Triste fleur qui croît seule et n’a pas d’autre émoi
Que son ombre dans l’eau vue avec atonie !

Fréquentant le théâtre dans les quelques mois d’une campagne dramatique, il a vu curieusement dans Hamlet une sorte de frère d’Hérodiade, et il l’a appelé « le seigneur latent qui ne peut devenir ». (À toutes les gloses nouvelles de Hamlet, consentons, comme Polonius aux formes de la nuée). Il l’a conçu symbole de la tragédie intime que lui-même jouait. Il en fait « le spectacle même pourquoi existe la rampe, ainsi que l’espace doré quasi moral qu’elle défend, car il n’est point d’autre sujet, sachez-le bien ; l’antagonisme du rêve chez l’homme avec les fatalités à son existence départies par le malheur[1] ». Celui qui, ayant mesuré tristement l’action dont il est incapable, la tourne par des paraphrases subtiles, des équivalents ingénieux, la prend pour un motif à retenir et à faire jouer des comédiens errants, — celui-là reconnaît de lui, facilement, dans le prince de Danemark, un reflet fraternel. Laforgue, lui aussi, s’est peint dans le Hamlet des Moralités Légendaires.

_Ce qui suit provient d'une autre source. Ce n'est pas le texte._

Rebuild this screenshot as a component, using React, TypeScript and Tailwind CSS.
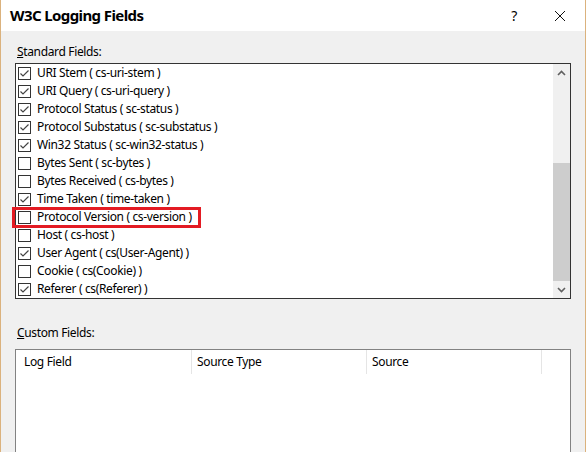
const fields = [
  { label: "URI Stem ( cs-uri-stem )", checked: true },
  { label: "URI Query ( cs-uri-query )", checked: true },
  { label: "Protocol Status ( sc-status )", checked: true },
  { label: "Protocol Substatus ( sc-substatus )", checked: true },
  { label: "Win32 Status ( sc-win32-status )", checked: true },
  { label: "Bytes Sent ( sc-bytes )", checked: false },
  { label: "Bytes Received ( cs-bytes )", checked: false },
  { label: "Time Taken ( time-taken )", checked: true },
  { label: "Protocol Version ( cs-version )", checked: false },
  { label: "Host ( cs-host )", checked: false },
  { label: "User Agent ( cs(User-Agent) )", checked: true },
  { label: "Cookie ( cs(Cookie) )", checked: false },
  { label: "Referer ( cs(Referer) )", checked: true },
];

const CheckBox = ({ checked }: { checked: boolean }) => (
  <span className="w-[13px] h-[13px] border border-[#333333] bg-white flex items-center justify-center shrink-0">
    {checked && (
      <svg width="11" height="11" viewBox="0 0 11 11">
        <path d="M1.5 5.5 L4 8 L9.5 2.5" fill="none" stroke="#444444" strokeWidth="1.2" />
      </svg>
    )}
  </span>
);

const App = () => {
  return (
    <div
      className="w-[586px] h-[452px] overflow-hidden flex flex-col border-x border-[#dbb27d] text-black text-[12px] tracking-[-0.35px]"
      style={{ fontFamily: '"Noto Sans", sans-serif' }}
    >
      <div className="h-[31px] bg-white flex items-center shrink-0">
        <span className="pl-[9px] text-[15px] font-bold tracking-[-0.6px]">W3C Logging Fields</span>
        <span className="ml-auto w-[20px] text-center text-[14px]">?</span>
        <span className="ml-[26px] mr-[15px] w-[20px] flex justify-center">
          <svg width="12" height="12" viewBox="0 0 12 12">
            <path d="M1 1 L11 11 M11 1 L1 11" stroke="#111" strokeWidth="1" />
          </svg>
        </span>
      </div>

      <div className="flex-1 bg-[#f0f0f0] px-[14px] pt-[13px]">
        <div className="pl-[2px] h-[19px] leading-[16px]">
          <span className="underline">S</span>tandard Fields:
        </div>
        <div className="relative h-[236px] border border-[#333333] bg-white flex">
          <div className="flex-1 flex flex-col">
            {fields.map((f) => (
              <div key={f.label} className="h-[18px] flex items-center pl-[2px] gap-[6px]">
                <CheckBox checked={f.checked} />
                <span className="leading-[16px] whitespace-nowrap">{f.label}</span>
              </div>
            ))}
          </div>
          <div className="w-[17px] bg-[#f0f0f0] flex flex-col">
            <div className="h-[17px] flex items-center justify-center">
              <svg width="9" height="6" viewBox="0 0 9 6">
                <path d="M1 5 L4.5 1.5 L8 5" fill="none" stroke="#606060" strokeWidth="1.6" />
              </svg>
            </div>
            <div className="h-[82px]" />
            <div className="h-[118px] bg-[#cdcdcd]" />
            <div className="flex-1 flex items-center justify-center">
              <svg width="9" height="6" viewBox="0 0 9 6">
                <path d="M1 1 L4.5 4.5 L8 1" fill="none" stroke="#606060" strokeWidth="1.6" />
              </svg>
            </div>
          </div>
          <span className="absolute left-[-4px] top-[143px] w-[189px] h-[21px] border-[3px] border-[#e31b23]" />
        </div>

        <div className="pl-[2px] pt-[26px] h-[50px] leading-[16px]">
          <span className="underline">C</span>ustom Fields:
        </div>
        <div className="h-[120px] border border-[#828282] bg-white">
          <div className="flex h-[24px]">
            <div className="w-[176px] pl-[8px] flex items-center border-r border-[#e5e5e5]">Log Field</div>
            <div className="w-[175px] pl-[5px] flex items-center border-r border-[#e5e5e5]">Source Type</div>
            <div className="w-[175px] pl-[5px] flex items-center border-r border-[#e5e5e5]">Source</div>
          </div>
        </div>
      </div>
    </div>
  );
};

export default App;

Tout en tirant de sa stérilité même, de l’intelligence lucide portée sur ses propres limites, tout ce que la plus savante alchimie pouvait leur faire dégager de positif, il s’est connu avec assez de mesure et de raison pour ne point mettre ces qualités artificielles de culture avant les grands dons de la nature spontanée, l’abondance du génie opulent. Ainsi Baudelaire avait choisi les Fleurs du Mal pour en faire une province poétique à lui, mais avec le sentiment d’une déchéance, une mauvaise conscience que révélaient les deux présences, personnifiées aux côtés de son livre, de l’Ennui et du Péché.

  1. Divagations, p. 166.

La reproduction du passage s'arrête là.